Ah, OK. So you let run 2 simultaneously, each taking half of the subset in which the previous agent died.
Note: I didn't read the thread yet, on purpose, since I didn't want to spoil myself!
Well then, I'd say you need at least 50.000 agents, since you need to somehow narrow down the possible locations of the faulty bit plus then "go deeper" to find the actual bit. But since a query takes one hours and you only have two hours, you can only reduce the size of the subset once, which makes it necessary to have 50.000 agents each check 2 bits each, and then let another agent check one of the leftover bits.
That should be the answer to question a). As for the general formula: The available number of hours basically tells you how many levels you can go down. ! hour = you stay on level one, three hours = you can go to level 3, and so forth.
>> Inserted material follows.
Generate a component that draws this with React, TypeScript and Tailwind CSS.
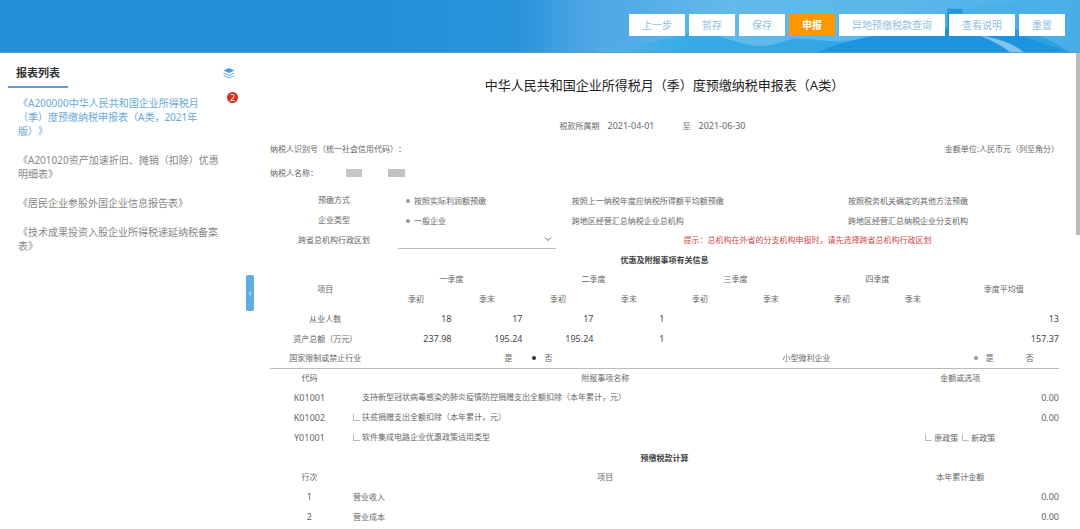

You can derive this formula empirically: Starting with 100.000 bits, you can observe this: With 1 hours you need 100.000 agents each covering 1 bit, with 2 hours you need 50.000 agents each covering 2 bits, with 3 hours you need 25.000 each covering 4 bit, with 4 hours you need 12.500 each covering 8 bit, and so forth. The formula for this is easily derived: A(t) = 100.000/(2^(n-1)). Looking at it the adjustment should be trivial (although I'm not sure):
The general formula is A(n,t) = n/(2^(n-1))
The answer to question b) You'd need 50.002, since in the worst case two agents will die during the first search.
edit, since I read the post above me: Obviously this assumes that you can't just change the order of how the information is stored.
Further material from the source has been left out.